Scottish National Dictionary (1700–)
About this entry:
First published 1956 (SND Vol. IV). Includes material from the 1976 supplement.
This entry has not been updated since then but may contain minor corrections and revisions.
GREESH, n.1 Also greece. A stone abutment built against the gable wall inside a cottage, forming the back of the fireplace, “so that the fire might be thrown forward a foot or so into the room and still be under the ‘box,' a wooden erection carrying the smoke out of the room.” (Mry. 1909 Colville 150; ‡Inv. 1955).

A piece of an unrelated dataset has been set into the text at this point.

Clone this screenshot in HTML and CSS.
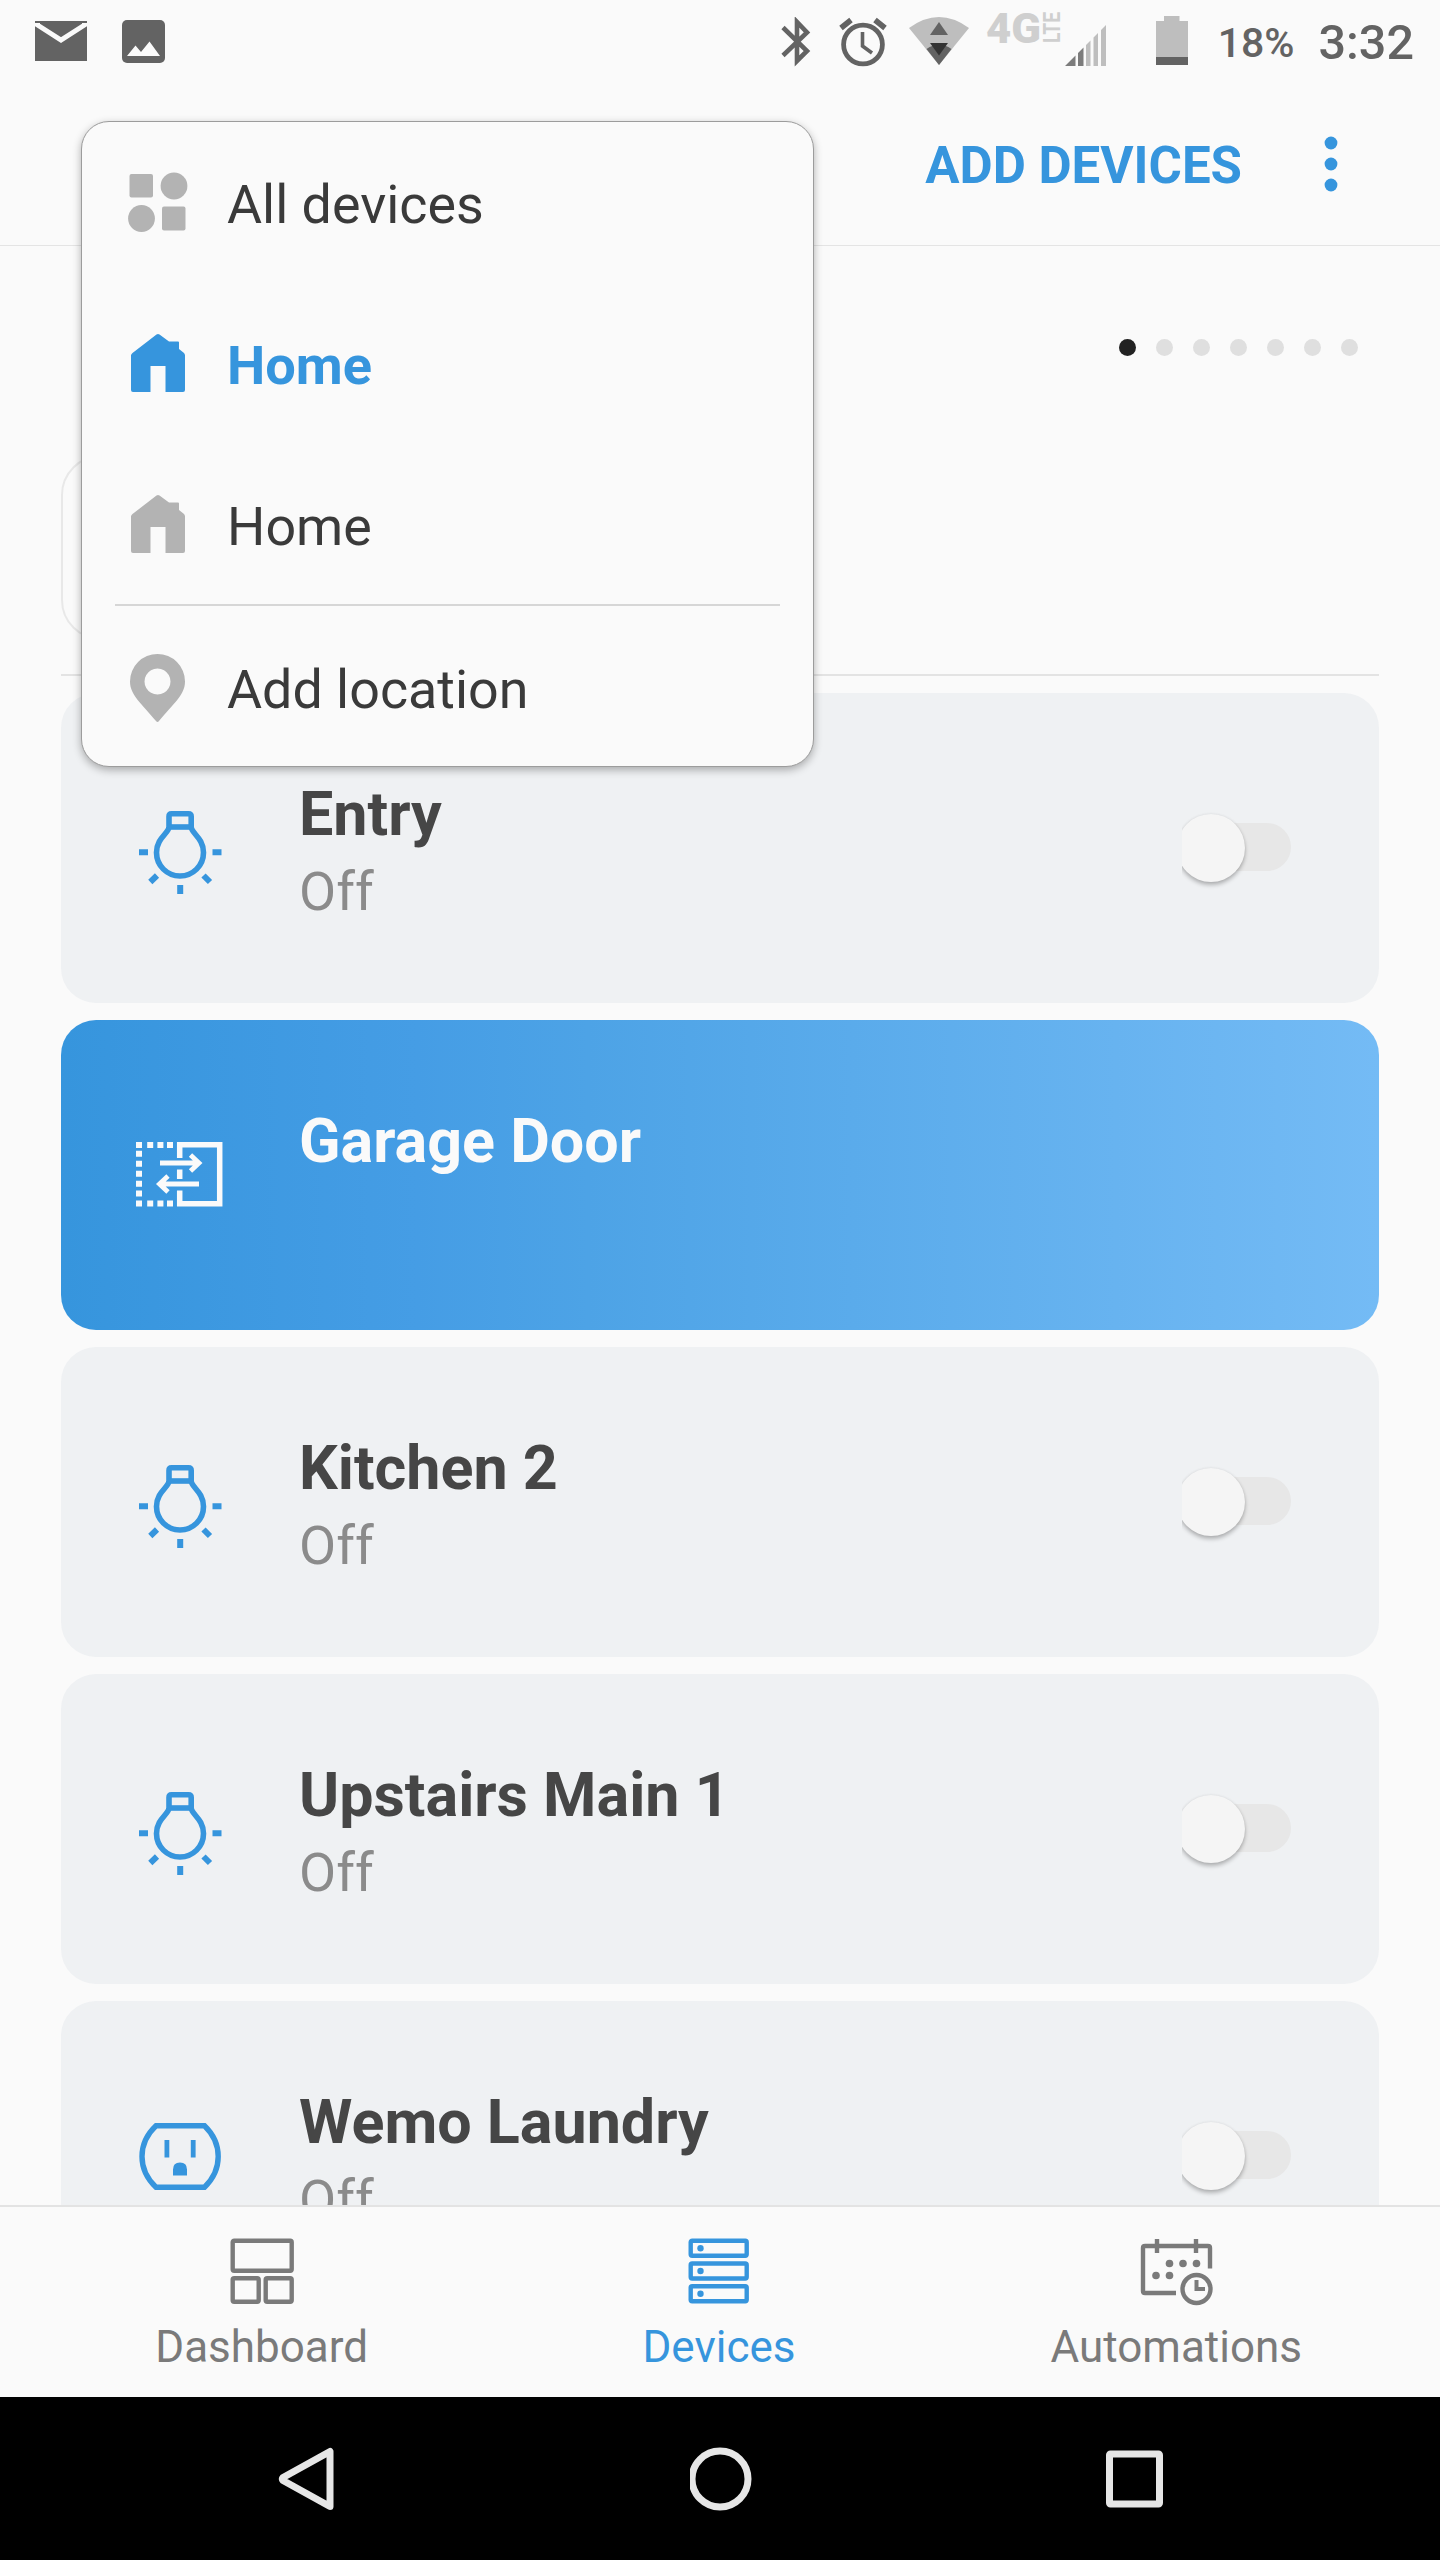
FILE: index.html
```html
<!DOCTYPE html>
<html lang="en">

<head>
    <meta charset="utf-8">
    <meta name="viewport" content="width=device-width, initial-scale=1.0">
    <title>Devices</title>
    <link rel="stylesheet" href="styles.css">
</head>

<body>
    <!-- shared icons -->
    <svg class="sprite" width="0" height="0">
        <symbol id="house" viewBox="0 0 60 62">
            <path d="M3 23.5 Q3 22 4.500 21 L28.500 2.600 Q30 1.500 31.500 2.600 L41 9.500 H50 Q51 9.500 51 10.500 V17 L56 21 Q57 22 57 23.500 V58 Q57 60 55 60 H37.500 V34 H22.500 V60 H5 Q3 60 3 58 Z" />
        </symbol>
        <symbol id="bulb" viewBox="0 0 90 90">
            <g fill="none" stroke="#3695dd" stroke-width="5.600">
                <path d="M34 22 V9.500 Q34 6.800 36.500 6.800 H53.500 Q56.200 6.800 56.200 9.500 V22" />
                <path d="M33 20 H57" />
                <path d="M34 20 C34 26 21.500 31 21.500 45.500 A23.500 23.500 0 0 0 68.500 45.500 C68.500 31 56.200 26 56.200 20" />
                <path d="M4 45.200 H13 M77.500 45.200 H86.500 M45.200 78 V87 M22 68.500 L15.300 75 M68.500 68.500 L75 75" stroke-width="6" />
            </g>
        </symbol>
    </svg>

    <div class="screen">
        <div class="statusbar">
            <svg class="mail" width="52" height="40" viewBox="0 0 52 40">
                <path d="M0 0 H52 V40 H0 Z" fill="#636363" />
                <path d="M2.500 2 V4 L26 19 L49.500 4 V2" fill="none" stroke="#fafafa" stroke-width="5" />
            </svg>
            <svg class="photo" width="43" height="43" viewBox="0 0 43 43">
                <rect width="43" height="43" rx="5" fill="#636363" />
                <path d="M5 36 L13.500 25.500 L19 32 L27.500 21.500 L38 36 Z" fill="#fafafa" />
            </svg>
            <div class="system">
                <svg class="bluetooth" width="32" height="50" viewBox="0 0 32 50">
                    <path d="M2 10.500 L26 34 L16 44 V5 L26 15.500 L2 38.500" fill="none" stroke="#636363" stroke-width="4.600" />
                </svg>
                <svg class="alarm" width="48" height="50" viewBox="0 0 48 50">
                    <g fill="none" stroke="#636363" stroke-width="4.800">
                        <circle cx="24" cy="27.500" r="19.400" />
                        <path d="M23.500 15 V29 L33 36" stroke-width="3.600" />
                        <path d="M2 11 L12 3 M36 3 L46 11" stroke-width="5.600" />
                    </g>
                </svg>
                <svg class="wifi" width="60" height="48" viewBox="0 0 60 48">
                    <path d="M0 11 Q30 -11 60 11 L30 48 Z" fill="#bebebe" />
                    <path d="M17.500 32 Q30 23 42.500 32 L30 48 Z" fill="#636363" />
                    <path d="M21 18 L30 5 L39 18 Z" fill="#636363" />
                    <path d="M21 26 H39 L30 38.500 Z" fill="#333" />
                </svg>
                <svg class="network" width="76" height="81" viewBox="0 0 76 81">
                    <text class="gen" x="0" y="42.500" textLength="55" lengthAdjust="spacingAndGlyphs">4G</text>
                    <text class="lte" x="0" y="0" transform="translate(74 43) rotate(-90)" textLength="31" lengthAdjust="spacingAndGlyphs">LTE</text>
                </svg>
                <svg class="signal" width="41" height="41" viewBox="0 0 41 41">
                    <path d="M0 41 L10.500 30.500 V41 Z M13 41 V28 L18.500 22.500 V41 Z" fill="#7c7c7c" />
                    <path d="M21 41 V20 L25.500 15.500 V41 Z M28.500 41 V12.500 L33 8 V41 Z M36 41 V5 L41 0 V41 Z" fill="#bebebe" />
                </svg>
                <svg class="battery" width="32" height="49" viewBox="0 0 32 49">
                    <path d="M0 5 H8 V0 H23.500 V5 H32 V41 H0 Z" fill="#bebebe" />
                    <path d="M0 41 H32 V49 H0 Z" fill="#636363" />
                </svg>
                <span class="percent">18%</span>
                <span class="clock">3:32</span>
            </div>
        </div>

        <div class="header">
            <span class="add">ADD DEVICES</span>
            <svg width="14" height="56" viewBox="0 0 14 56" fill="#3695dd">
                <circle cx="7" cy="7" r="6.400" />
                <circle cx="7" cy="28" r="6.400" />
                <circle cx="7" cy="49" r="6.400" />
            </svg>
        </div>

        <div class="favorites">
            <div class="pager">
                <i class="dot on"></i><i class="dot"></i><i class="dot"></i><i class="dot"></i><i class="dot"></i><i class="dot"></i><i class="dot"></i>
            </div>
            <div class="tile"></div>
        </div>

        <div class="list">
            <div class="card">
                <svg class="icon bulb" width="90" height="90"><use href="#bulb" /></svg>
                <div class="info">
                    <div class="name">Entry</div>
                    <div class="state">Off</div>
                </div>
                <div class="toggle"></div>
            </div>
            <div class="card active">
                <svg class="icon" width="90" height="90" viewBox="0 0 90 90">
                    <g fill="none" stroke="#fafafa" stroke-width="5.500">
                        <path d="M44.700 28 V14.800 H84.700 V73.700 H44.700 V60.500 M44.700 39.500 V49" />
                        <path d="M25 33 H64 M55.500 25 L64 33 L55.500 41" stroke-width="4.800" />
                        <path d="M64 54 H24 M33 46 L24.500 54 L33 62" stroke-width="4.800" />
                    </g>
                    <g fill="#fafafa">
                        <path d="M1 12h6v6h-6z M12.200 12h6v6h-6z M22.400 12h6v6h-6z M32 12h6v6h-6z" />
                        <path d="M1 70.500h6v6h-6z M12.200 70.500h6v6h-6z M22.400 70.500h6v6h-6z M32 70.500h6v6h-6z" />
                        <path d="M1 20.700h6v6h-6z M1 30.700h6v6h-6z M1 40.700h6v6h-6z M1 50.700h6v6h-6z M1 60.500h6v6h-6z" />
                    </g>
                </svg>
                <div class="info">
                    <div class="name">Garage Door</div>
                </div>
            </div>
            <div class="card">
                <svg class="icon bulb" width="90" height="90"><use href="#bulb" /></svg>
                <div class="info">
                    <div class="name">Kitchen 2</div>
                    <div class="state">Off</div>
                </div>
                <div class="toggle"></div>
            </div>
            <div class="card">
                <svg class="icon bulb" width="90" height="90"><use href="#bulb" /></svg>
                <div class="info">
                    <div class="name">Upstairs Main 1</div>
                    <div class="state">Off</div>
                </div>
                <div class="toggle"></div>
            </div>
            <div class="card">
                <svg class="icon" width="90" height="90" viewBox="0 0 90 90">
                    <path d="M21 14.800 H69.500 Q83.200 28 83.200 45.500 Q83.200 63 69.500 76.200 H21 Q7 63 7 45.500 Q7 28 21 14.800 Z" fill="none" stroke="#3695dd" stroke-width="5.400" />
                    <path d="M29.500 29h4.800v17.500h-4.800z M55.800 29h4.800v17.500h-4.800z M38 64.500 V58.500 Q38 51.500 45 51.500 Q52 51.500 52 58.500 V64.500 Z" fill="#3695dd" />
                </svg>
                <div class="info">
                    <div class="name">Wemo Laundry</div>
                    <div class="state">Off</div>
                </div>
                <div class="toggle"></div>
            </div>
        </div>

        <div class="tabs">
            <div class="tab">
                <svg width="76" height="72" viewBox="0 0 76 72" fill="none" stroke="#7a7a7a" stroke-width="4.400">
                    <rect x="8.700" y="5.700" width="59" height="30" rx="1.500" />
                    <rect x="8.700" y="43.200" width="26" height="23.500" rx="1.500" />
                    <rect x="41.700" y="43.200" width="26" height="23.500" rx="1.500" />
                </svg>
                <span>Dashboard</span>
            </div>
            <div class="tab selected">
                <svg width="76" height="72" viewBox="0 0 76 72" fill="none" stroke="#3695dd" stroke-width="4.400">
                    <rect x="9.700" y="5.700" width="56" height="15" rx="1.500" />
                    <rect x="9.700" y="28.500" width="56" height="15" rx="1.500" />
                    <rect x="9.700" y="51.300" width="56" height="15" rx="1.500" />
                    <g fill="#3695dd" stroke="none">
                        <circle cx="19.500" cy="13.300" r="3.200" />
                        <circle cx="19.500" cy="36" r="3.200" />
                        <circle cx="19.500" cy="58.800" r="3.200" />
                    </g>
                </svg>
                <span>Devices</span>
            </div>
            <div class="tab">
                <svg width="76" height="72" viewBox="0 0 76 72" fill="none" stroke="#7a7a7a" stroke-width="4.400">
                    <path d="M38 58 H7 Q5 58 5 56 V13 Q5 11 7 11 H70 Q72 11 72 13 V33.500" />
                    <path d="M19 4 V18 M58 4 V18" />
                    <circle cx="58.500" cy="54" r="14" />
                    <path d="M58.500 45 V54 H67" stroke-width="4" />
                    <g fill="#7a7a7a" stroke="none">
                        <circle cx="31.500" cy="28.500" r="3.800" />
                        <circle cx="45" cy="28.500" r="3.800" />
                        <circle cx="58.500" cy="28.500" r="3.800" />
                        <circle cx="18" cy="40.500" r="3.800" />
                        <circle cx="31.500" cy="40.500" r="3.800" />
                    </g>
                </svg>
                <span>Automations</span>
            </div>
        </div>

        <div class="navkeys">
            <svg width="64" height="64" viewBox="0 0 64 64">
                <path d="M54 4.500 V59.500 L7 33.500 Q5.500 32 7 30.500 Z" />
            </svg>
            <svg width="64" height="64" viewBox="0 0 64 64">
                <circle cx="30" cy="32" r="28" />
            </svg>
            <svg width="64" height="64" viewBox="0 0 64 64">
                <rect x="6.500" y="7" width="50" height="50" rx="1" />
            </svg>
        </div>

        <!-- location picker, opens over the page -->
        <div class="menu">
            <div class="item">
                <svg width="60" height="62" viewBox="0 0 60 62" fill="#b3b3b3">
                    <rect x="1.500" y="3" width="23.500" height="23.500" rx="2" />
                    <circle cx="46" cy="15" r="13.400" />
                    <circle cx="13.500" cy="47.500" r="13.400" />
                    <rect x="34" y="35.500" width="23.500" height="24" rx="2" />
                </svg>
                <span>All devices</span>
            </div>
            <div class="item current">
                <svg width="60" height="62" fill="#3695dd"><use href="#house" /></svg>
                <span>Home</span>
            </div>
            <div class="item">
                <svg width="60" height="62" fill="#b3b3b3"><use href="#house" /></svg>
                <span>Home</span>
            </div>
            <div class="item last">
                <svg width="60" height="70" viewBox="0 0 60 70">
                    <path d="M29.500 1 A27.500 27.500 0 0 1 57 28.500 C57 42 45 51 31 68 Q29.500 70 28 68 C14 51 2 42 2 28.500 A27.500 27.500 0 0 1 29.500 1 Z M29.500 15.500 a13 13 0 1 0 .01 0 Z" fill="#b3b3b3" fill-rule="evenodd" />
                </svg>
                <span>Add location</span>
            </div>
        </div>
    </div>
</body>

</html>
```
FILE: styles.css
```css
* {
    box-sizing: border-box;
}

body {
    margin: 0;
    background: #fafafa;
    font-family: Roboto, "Liberation Sans", sans-serif;
}

svg {
    display: block;
    flex-shrink: 0;
}

.sprite {
    position: absolute;
}

.screen {
    position: relative;
    display: flex;
    flex-direction: column;
    width: 1440px;
    height: 2560px;
    overflow: hidden;
}

/* status bar */
.statusbar {
    display: flex;
    align-items: center;
    height: 81px;
    padding: 0 26px 0 35px;
    color: #636363;
}

.photo {
    margin: 2px 0 0 35px;
}

.system {
    display: flex;
    align-items: center;
    height: 81px;
    margin-left: auto;
}

.bluetooth {
    margin-top: 2px;
}

.alarm {
    margin: 2px 0 0 26px;
}

.wifi {
    margin-left: 22px;
}

.network {
    margin-left: 17px;
}

.gen {
    font-size: 42px;
    font-weight: 900;
    fill: #cfcfcf;
}

.lte {
    font-size: 23px;
    font-weight: 700;
    fill: #cfcfcf;
}

.signal {
    margin: 10px 0 0 3px;
}

.battery {
    margin-left: 50px;
}

.percent {
    margin: 4px 0 0 30px;
    font-size: 41px;
    font-weight: 500;
}

.clock {
    margin: 4px 0 0 24px;
    font-size: 48.5px;
    font-weight: 500;
}

/* header */
.header {
    display: flex;
    align-items: center;
    justify-content: flex-end;
    gap: 82px;
    height: 165px;
    padding-right: 102px;
    border-bottom: 1px solid #e4e4e4;
}

.header svg {
    margin-top: 1px;
}

.add {
    margin-top: 4px;
    color: #3695dd;
    font-size: 51px;
    font-weight: 700;
}

/* favorites pager */
.favorites {
    height: 430px;
    margin: 0 61px;
    padding-top: 93px;
    border-bottom: 2px solid #e3e3e3;
}

.pager {
    display: flex;
    justify-content: flex-end;
    gap: 20px;
    padding-right: 21px;
}

.dot {
    width: 17px;
    height: 17px;
    border-radius: 50%;
    background: #dfdfdf;
}

.dot.on {
    background: #222;
}

.tile {
    width: 642px;
    height: 185px;
    margin-top: 99px;
    border: 2px solid #e8e8e8;
    border-radius: 40px;
}

/* device cards */
.list {
    display: flex;
    flex: 1;
    flex-direction: column;
    gap: 17px;
    min-height: 0;
    padding: 17px 61px 0;
    overflow: hidden;
}

.card {
    display: flex;
    flex-shrink: 0;
    height: 310px;
    padding: 0 88px 0 74px;
    background: #eff1f3;
    border-radius: 35px;
}

.card.active {
    background: linear-gradient(90deg, #3695dd, #459de5 27%, #4da3e6 40%, #74bbf5);
}

.icon {
    margin-top: 110px;
}

.bulb {
    margin-top: 114px;
}

.info {
    flex: 1;
    margin-left: 74px;
    padding-top: 85px;
}

.name {
    color: #464646;
    font-size: 61px;
    font-weight: 700;
    line-height: 72px;
}

.active .name {
    color: #fafafa;
}

.state {
    color: #8b8b8b;
    font-size: 54px;
    line-height: 83px;
}

.toggle {
    position: relative;
    align-self: center;
    width: 109px;
    height: 84px;
    overflow: hidden;
}

.toggle::before {
    content: "";
    position: absolute;
    top: 17px;
    right: 0;
    width: 90px;
    height: 48px;
    border-radius: 24px;
    background: #e7e7e7;
}

.toggle::after {
    content: "";
    position: absolute;
    top: 8px;
    left: -5px;
    width: 68px;
    height: 68px;
    border-radius: 50%;
    background: #f5f5f5;
    box-shadow: 0 3px 4px rgba(0, 0, 0, .26), 0 0 3px rgba(0, 0, 0, .08);
}

/* bottom tabs */
.tabs {
    display: flex;
    height: 192px;
    padding: 28px 35px 0 33px;
    border-top: 2px solid #e3e3e3;
    background: #fafafa;
}

.tab {
    display: flex;
    flex: 1;
    flex-direction: column;
    align-items: center;
    gap: 14px;
    color: #7a7a7a;
    font-size: 44px;
    line-height: 52px;
}

.tab.selected {
    color: #3695dd;
}

.navkeys {
    display: flex;
    align-items: center;
    justify-content: space-between;
    height: 163px;
    padding: 0 273px 0 276px;
    background: #000;
}

.navkeys svg {
    fill: none;
    stroke: #e6e6e6;
    stroke-width: 7px;
    stroke-linejoin: round;
}

/* location menu */
.menu {
    position: absolute;
    top: 121px;
    left: 81px;
    width: 733px;
    height: 646px;
    padding: 2px 33px 0;
    border: 1px solid #9c9c9c;
    border-radius: 28px;
    background: #fafafa;
    box-shadow: 0 3px 9px rgba(0, 0, 0, .3);
}

.item {
    display: flex;
    align-items: center;
    gap: 39px;
    height: 161px;
    padding-left: 13px;
    color: #3a3a3a;
    font-size: 53.8px;
}

.item svg {
    margin-bottom: 5px;
}

.current {
    color: #3695dd;
    font-size: 54.2px;
    font-weight: 700;
}

.last {
    margin-top: -3px;
    padding-top: 7px;
    border-top: 2px solid #d6d6d6;
}

.last svg {
    margin-bottom: 3px;
}
```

Dim. greeshie. Comb. kiln-grish. Also kill-grece. Cf. Greeshoch.Sc. 1763 "Theophilus Insulanus" in R. Kirk Secret Commonwealth (1815) App. 88:
None of the Mrs of Garafad's Women would stay in her Kiln, because of a Corpse in its Linens they frequently saw on the Kiln-grish, or where Corn is dried, a very unusual Place indeed to lay Corpse on!Ayr. 1790 J. Fisher Poems 149:
Within the same [a kiln pot] she made it [clue of yarn] stot. An' wall'd sae weel her arm That on the greesh she maist it broke. Lnk. 1832 C. Thomson Lesmahagow Martyrs (1928) 11:
The corpse was lifted, streaming with blood, and laid upon the kill-grece.Mry.1 1916:
The lugs o' the greeshie were formed by a flat stone projecting like a mantelpiece.